Pedro González Paucar
«Tengo grabada, en mi corazón, la imagen de encontrarla sentada en su corredor, con el telar estirado del poste a su cintura». - Foto: Soledad Mujica |
Cancialina Laureano Marín, la tejedora
del “challpi wathrako” (faja
multicolor), partió de viaje a la eternidad el 6 de marzo. Su ausencia afecta
profundamente y enluta el arte popular. Nos indigna que, en vida, no haya sido
reconocida por autoridad alguna, siendo una de las más grandes exponentes de la
textilería tradicional Wanka y del Perú.
Desde 1979 hasta mediados del 90,
nuestra querida Cancialina —junto a otros artistas renombrados— perteneció a la
asociación de artesanos “Kamaq Maki”. Gracias a su talento, sus tejidos se
encuentran en colecciones, estudios y museos de Europa, Japón y EE.UU. Ha sido
más conocida y respetada en el exterior por especialistas en textilería que en
el Perú, donde solo un puñado de admiradores y artistas la frecuentábamos.
Para apreciar y comprender el valor de
su trabajo, se requiere tener cierta sensibilidad y conocimiento de su uso,
reconocer sus texturas, conocer el leguaje de sus figuras, la aplicación de los
tintes naturales a sus hilos y más.
Para los conocedores, las fajas de Cancialina
siempre despertaron admiración por su alta calidad artística, por la
complejidad de su técnica y la armonía de sus colores. Para tener una idea, una
faja de 10 cm contiene como mínimo 840 hilos de urdiembre y, a lo largo de 190
cm, desfilan un sin número de figuras estilizadas conservando aun las
estructuras prehispánicas.
Pocos fuimos los que tuvimos la suerte
de conocerla y el privilegio de recibir, alguna vez, sabias lecciones de la
lectura iconográfica de la faja. Con su español entreverado con “Wanka limay” (hablar Wanka) y su risa
fácil, se dejaba entender, inspiraba afecto, respeto y ternura. Me temo que con
ella perdemos a la heredera de un conocimiento que viene desde hace miles de
años.
Cancialina nació en Viques, en 1926,
fueron tres hermanas las que aprendieron el arte de tejer de su madre María
Marín, y ella, a su vez, lo recibió de la suya, Antonia Sinche. Guardaba entre
sus prendas, como una joya, la faja fina de “pampa” azul de su mamá (gastada los bordes por el uso) que, de vez
en cuando, mostraba para usarla como modelo.
Me contó que a los 12 años ya dominaba
la “kallwa” (telar de cintura) y, a
los 17, se inició llevando a la feria dominical sus tejidos. Nunca tuvo un
puesto, solo colocaba su manta en algún rincón y ofrecía su trabajo a los
turistas. En los últimos años, continuó tejiendo, pero solamente por pedido.
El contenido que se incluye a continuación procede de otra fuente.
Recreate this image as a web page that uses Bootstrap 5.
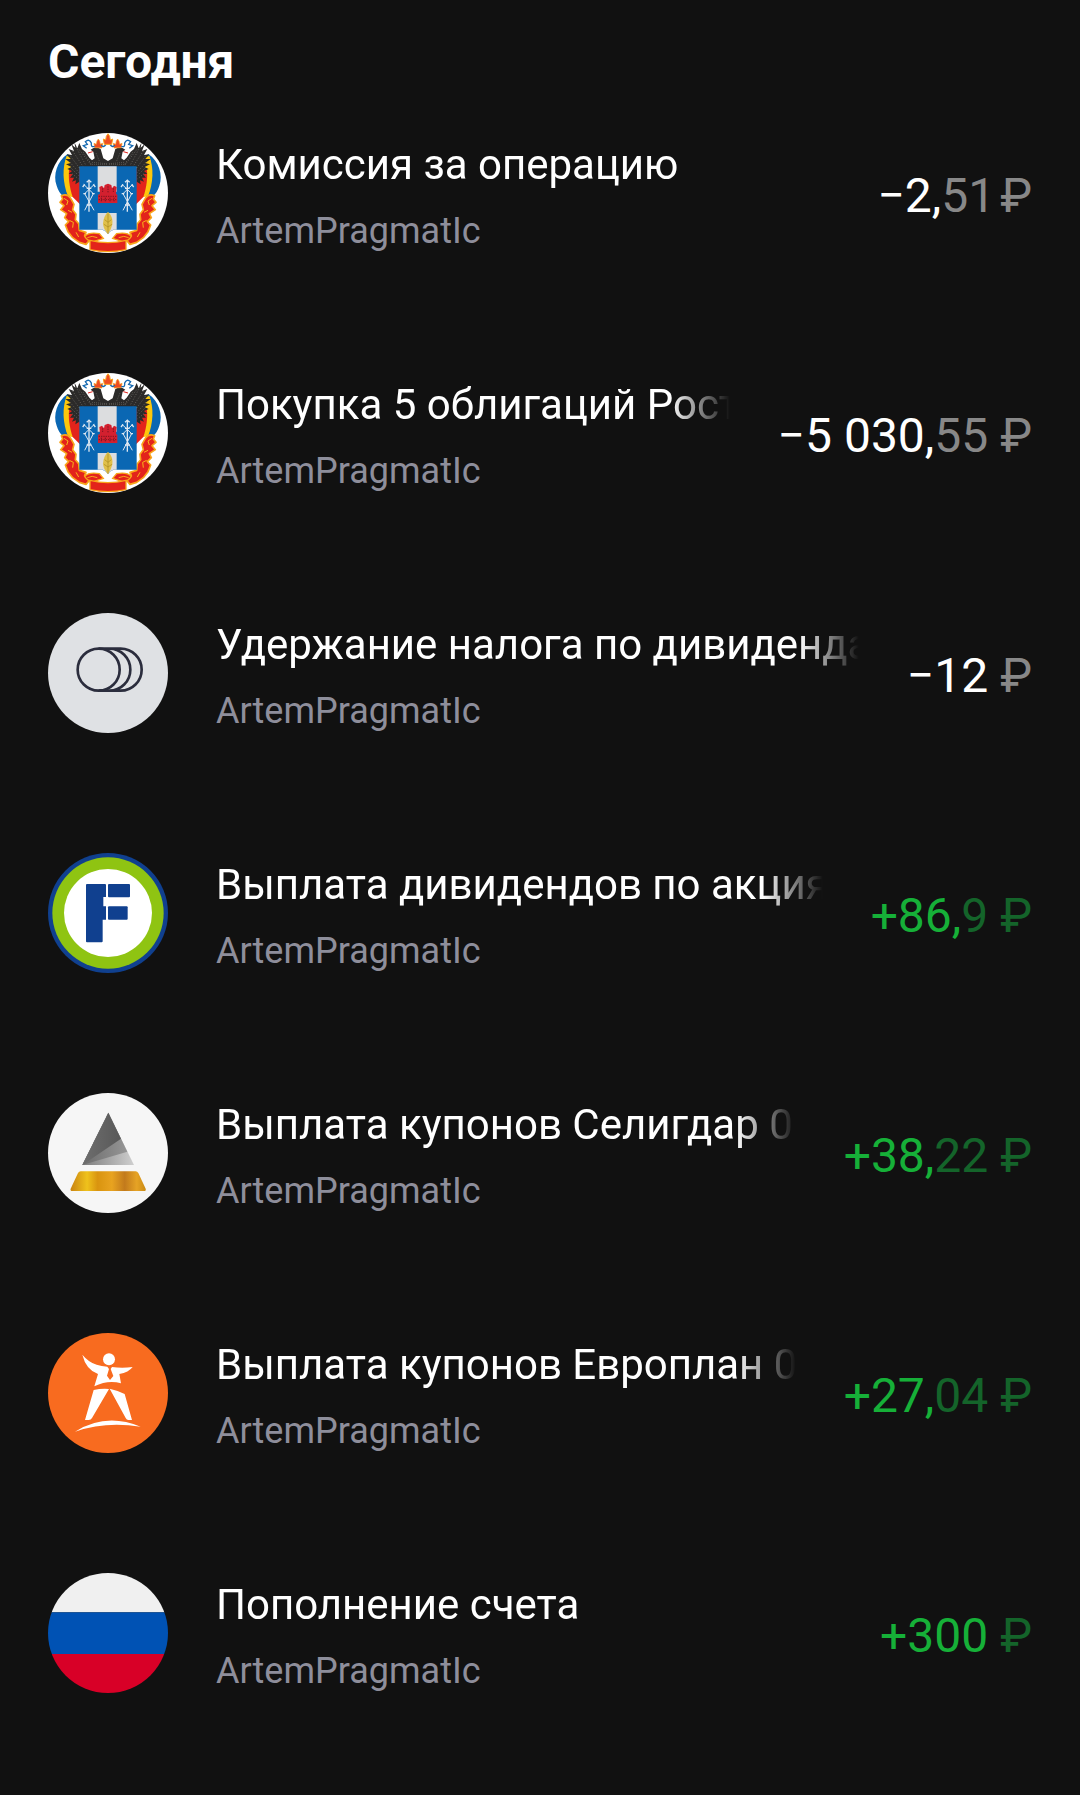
<!DOCTYPE html>
<html lang="ru">
<head>
    <meta charset="UTF-8">
    <meta name="viewport" content="width=device-width, initial-scale=1.0">
    <title>Операции</title>
    <link href="https://cdn.jsdelivr.net/npm/bootstrap@5.3.0/dist/css/bootstrap.min.css" rel="stylesheet">
    <style>
        body {
            background-color: #111111;
            color: #ffffff;
            font-family: Roboto, "Liberation Sans", sans-serif;
        }
        .feed {
            padding: 34px 48px 96px;
        }
        .day-title {
            font-size: 48px;
            line-height: 56px;
            margin-bottom: 43px;
        }
        .operations {
            gap: 114px;
        }
        .operation {
            gap: 48px;
        }
        .logo {
            width: 120px;
            height: 120px;
        }
        .info {
            min-width: 0;
            padding: 6px 0 4px;
        }
        .op-name {
            font-size: 42px;
            line-height: 52px;
            margin-bottom: 16px;
            -webkit-mask-image: linear-gradient(to left, transparent, #000 60px);
            mask-image: linear-gradient(to left, transparent, #000 60px);
        }
        .account {
            font-size: 36px;
            line-height: 48px;
            color: #8e8e9b;
        }
        .amount {
            font-size: 48px;
            line-height: 56px;
        }
        .amount span {
            color: #888888;
        }
        .income {
            color: #16b038;
        }
        .income span {
            color: #14642a;
        }
    </style>
</head>
<body>
    <!-- герб используется в двух строках -->
    <svg class="d-none" xmlns="http://www.w3.org/2000/svg">
        <symbol id="rostov" viewBox="24 24 360 360">
            <rect x="24" y="24" width="360" height="360" fill="#fff"/>
            <g id="rostovSide">
                <!-- знамёна -->
                <path d="M82 88C52 108 38 150 50 182Q56 202 68 212L120 214V100Z" fill="#0a67b3"/>
                <path d="M80 92C66 130 68 172 84 214L120 220V110Z" fill="#fdc70c"/>
                <path d="M88 130C84 156 88 186 98 216L122 240V130Z" fill="#e3231b"/>
                <!-- крыло -->
                <path d="M103 52L112 70L118 54L126 72L136 80L148 98L156 106L164 100L160 80L152 74Q168 62 182 72L190 100L204 108V126H118V170L106 178L108 166L96 170L102 158L90 158L98 148L86 146L96 138L82 132L94 126L78 118L92 114L76 102L92 102L80 88L96 90L86 72L102 78L94 58L106 68Z" fill="#2b2a29"/>
                <path d="M108 66L136 118M98 78L130 126M92 94L122 134M90 112L118 144M92 128L116 152M96 146L116 162M118 74L150 116M130 82L154 118" stroke="#827e77" stroke-width="2" stroke-dasharray="3 5" fill="none"/>
                <path d="M150 118H204M168 84L178 108M156 112L200 116" stroke="#8c877f" stroke-width="2" stroke-dasharray="2 4"/>
                <path d="M144 84L158 80" stroke="#e3231b" stroke-width="3"/>
                <!-- малая корона и лента -->
                <path d="M164 68L162 55L169 58L171 48L175 42L179 48L181 58L188 55L186 69Z" fill="#ee4b23" stroke="#f8a01c" stroke-width="2"/>
                <path d="M198 58Q190 70 184 60M164 64Q152 68 154 54Q148 40 136 50L142 58L130 62L140 70" fill="none" stroke="#1468b0" stroke-width="4"/>
                <!-- лента по краю щита -->
                <path d="M64 212Q82 204 92 220L102 238L98 254L108 268L106 284L116 296L118 316L138 322L134 332L150 344L138 358L118 352L98 338L84 320L76 300L86 290L74 278L80 266L62 254L72 242L60 232L68 222Z" fill="#e3231b" stroke="#f9a51a" stroke-width="5" stroke-linejoin="round"/>
                <path d="M72 220L84 228L80 240M84 256L96 262M88 286L100 292L98 308M108 322L116 336" fill="none" stroke="#f9b51a" stroke-width="3"/>
                <path d="M134 334Q148 320 178 326L190 340L160 350Q142 348 134 334Z" fill="#e3231b" stroke="#f9a51a" stroke-width="4"/>
                <path d="M142 338Q156 330 172 338" fill="none" stroke="#f9a51a" stroke-width="3"/>
            </g>
            <use href="#rostovSide" transform="translate(408 0) scale(-1 1)"/>
            <path d="M193 58L190 42L197 45L199 34L204 26L209 34L211 45L218 42L215 58Z" fill="#ee4b23" stroke="#f8a01c" stroke-width="3"/>
            <path d="M150 346Q204 360 258 346V374Q204 386 150 374Z" fill="#e3231b" stroke="#f9a51a" stroke-width="4"/>
            <!-- щит -->
            <path d="M118 124H290V314H222Q208 318 204 328Q200 318 186 314H118Z" fill="#0a67b3"/>
            <path d="M173 124H230V200H173ZM173 264H230V314H220Q208 318 204 328Q200 318 188 314H173Z" fill="#dcdddf"/>
            <path d="M174 234V210L180 206L178 186L186 182L192 190L194 180L204 176L214 180L216 190L222 182L230 186L228 206L232 210V234Z" fill="#d3202f"/>
            <path d="M176 214H230M176 224H230M188 190V204M204 184V204M220 190V204M184 218V232M196 218V232M210 218V232M222 218V232" stroke="#7d1420" stroke-width="3" stroke-dasharray="4 3"/>
            <path d="M204 260Q220 276 217 298Q214 314 204 327Q190 312 189 296Q190 274 204 260Z" fill="#e0c04a"/>
            <path d="M204 266V326M194 284L204 292L214 284M192 298L204 306L216 298" fill="none" stroke="#a98a1e" stroke-width="2"/>
            <g id="rostovArms" fill="none" stroke="#dfe8f2">
                <path d="M147 164V260" stroke-width="4"/>
                <path d="M131 178L160 206L134 256M163 178L134 206L162 256" stroke-width="3"/>
                <path d="M140 172L147 166L154 172M128 186L134 178M166 186L160 178M130 206H138M156 206H164M140 190H154M140 240H154" stroke-width="4"/>
            </g>
            <use href="#rostovArms" x="115"/>
        </symbol>
    </svg>

    <main class="feed">
        <h1 class="day-title fw-bold">Сегодня</h1>

        <ul class="operations list-unstyled d-flex flex-column mb-0">
            <li class="operation d-flex align-items-center">
                <svg class="logo rounded-circle flex-shrink-0 align-self-start"><use href="#rostov"/></svg>
                <div class="info flex-grow-1">
                    <div class="op-name text-nowrap overflow-hidden">Комиссия за операцию</div>
                    <div class="account">ArtemPragmatIc</div>
                </div>
                <div class="amount text-nowrap">−2,<span>51&#8202;₽</span></div>
            </li>

            <li class="operation d-flex align-items-center">
                <svg class="logo rounded-circle flex-shrink-0 align-self-start"><use href="#rostov"/></svg>
                <div class="info flex-grow-1">
                    <div class="op-name text-nowrap overflow-hidden">Покупка 5 облигаций Рост</div>
                    <div class="account">ArtemPragmatIc</div>
                </div>
                <div class="amount text-nowrap">−5 030,<span>55 ₽</span></div>
            </li>

            <li class="operation d-flex align-items-center">
                <svg class="logo rounded-circle flex-shrink-0 align-self-start" viewBox="24 24 360 360">
                    <rect x="24" y="24" width="360" height="360" fill="#dfe1e4"/>
                    <g fill="none" stroke="#2b2d3d" stroke-width="8">
                        <circle cx="176" cy="194" r="63"/>
                        <path d="M176 131H208A63 63 0 0 1 208 257H176M208 131H242A63 63 0 0 1 242 257H208"/>
                    </g>
                </svg>
                <div class="info flex-grow-1">
                    <div class="op-name text-nowrap overflow-hidden">Удержание налога по дивиденда</div>
                    <div class="account">ArtemPragmatIc</div>
                </div>
                <div class="amount text-nowrap">−12<span> ₽</span></div>
            </li>

            <li class="operation d-flex align-items-center">
                <svg class="logo rounded-circle flex-shrink-0 align-self-start" viewBox="24 24 360 360">
                    <rect x="24" y="24" width="360" height="360" fill="#10408f"/>
                    <circle cx="204" cy="204" r="167" fill="#8fc412"/>
                    <circle cx="204" cy="204" r="132" fill="#fff"/>
                    <g fill="#10408f">
                        <path d="M141 117H195Q198 117 198 120V156H190V184H198V224H188V289Q188 292 185 292H141Q138 292 138 289V120Q138 117 141 117Z"/>
                        <rect x="204" y="117" width="66" height="40" rx="3"/>
                        <rect x="204" y="184" width="59" height="40" rx="3"/>
                    </g>
                </svg>
                <div class="info flex-grow-1">
                    <div class="op-name text-nowrap overflow-hidden">Выплата дивидендов по акция</div>
                    <div class="account">ArtemPragmatIc</div>
                </div>
                <div class="amount income text-nowrap">+86,<span>9 ₽</span></div>
            </li>

            <li class="operation d-flex align-items-center">
                <svg class="logo rounded-circle flex-shrink-0 align-self-start" viewBox="24 24 360 360">
                    <defs>
                        <linearGradient id="gold">
                            <stop offset="0" stop-color="#c98312"/>
                            <stop offset=".22" stop-color="#efc21c"/>
                            <stop offset=".36" stop-color="#d9940f"/>
                            <stop offset=".55" stop-color="#e8a320"/>
                            <stop offset=".72" stop-color="#c27a1c"/>
                            <stop offset=".88" stop-color="#e6a325"/>
                            <stop offset="1" stop-color="#c98a14"/>
                        </linearGradient>
                        <linearGradient id="steelDark"><stop offset="0" stop-color="#6e6e6e"/><stop offset="1" stop-color="#585858"/></linearGradient>
                        <linearGradient id="steelMid"><stop offset="0" stop-color="#6c6c6c"/><stop offset="1" stop-color="#969696"/></linearGradient>
                        <linearGradient id="steelLight"><stop offset="0" stop-color="#7c7c7c"/><stop offset="1" stop-color="#cfcfcf"/></linearGradient>
                    </defs>
                    <rect x="24" y="24" width="360" height="360" fill="#f6f6f6"/>
                    <path d="M205 83L282 240H127Z" fill="url(#steelLight)"/>
                    <path d="M205 83L262 200L127 240Z" fill="url(#steelMid)"/>
                    <path d="M205 83L243 161L127 240Z" fill="url(#steelDark)"/>
                    <path d="M122 259H287Q292 259 295 264L317 311Q319 318 312 318H97Q90 318 92 311L114 264Q117 259 122 259Z" fill="url(#gold)"/>
                </svg>
                <div class="info flex-grow-1">
                    <div class="op-name text-nowrap overflow-hidden">Выплата купонов Селигдар 0</div>
                    <div class="account">ArtemPragmatIc</div>
                </div>
                <div class="amount income text-nowrap">+38,<span>22 ₽</span></div>
            </li>

            <li class="operation d-flex align-items-center">
                <svg class="logo rounded-circle flex-shrink-0 align-self-start" viewBox="24 24 360 360">
                    <rect x="24" y="24" width="360" height="360" fill="#f86b1f"/>
                    <g fill="#fff">
                        <circle cx="207" cy="103" r="18"/>
                        <path d="M127 89Q146 112 170 119Q184 124 202 125L207 132L201 152L210 165L220 153L212 132L216 126Q246 130 278 126Q266 142 238 147L243 175Q204 164 163 184L174 147Q138 134 127 89Z"/>
                        <path d="M161 195Q184 190 207 192L156 279Q153 285 146 285H135Z"/>
                        <path d="M209 191Q232 196 254 207L276 285H265Q260 285 257 279Z"/>
                        <path d="M105 320Q198 262 302 305Q196 288 105 320Z"/>
                    </g>
                </svg>
                <div class="info flex-grow-1">
                    <div class="op-name text-nowrap overflow-hidden">Выплата купонов Европлан 0</div>
                    <div class="account">ArtemPragmatIc</div>
                </div>
                <div class="amount income text-nowrap">+27,<span>04 ₽</span></div>
            </li>

            <li class="operation d-flex align-items-center">
                <svg class="logo rounded-circle flex-shrink-0 align-self-start" viewBox="24 24 360 360">
                    <rect x="24" y="24" width="360" height="118" fill="#f0f0f0"/>
                    <rect x="24" y="142" width="360" height="125" fill="#0052b4"/>
                    <rect x="24" y="267" width="360" height="117" fill="#d80027"/>
                </svg>
                <div class="info flex-grow-1">
                    <div class="op-name text-nowrap overflow-hidden">Пополнение счета</div>
                    <div class="account">ArtemPragmatIc</div>
                </div>
                <div class="amount income text-nowrap">+300<span> ₽</span></div>
            </li>
        </ul>
    </main>

    <script src="https://cdn.jsdelivr.net/npm/bootstrap@5.3.0/dist/js/bootstrap.bundle.min.js"></script>
</body>
</html>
Vivió en su casita de adobes y tejas,
en la esquina de la plaza de Viques. Tengo grabada, en mi corazón, la imagen de
encontrarla sentada en su corredor, con el telar estirado del poste a su
cintura, concentrada con los dedos en la urdiembre, haciendo el “aklay” (selección de los hilos para la
figura). Mamá Cancialina trabajó hasta que se derrumbó el techo de su
habitación principal y, con ello, se desprendió el poste del corredor, por lo
cual ya no pudo «estirar su urdiembre». Los últimos años, los pasó quejándose
de sus hijos que no repusieron la columna para proseguir con su arte.
Con el viaje sin retorno, cierra una
etapa y deja el camino de la creación a su hija Blanca Huamán (ganadora de un
concurso nacional de tejidos el año pasado), para seguir las huellas de su
extraordinaria madre. Esperamos que así sea.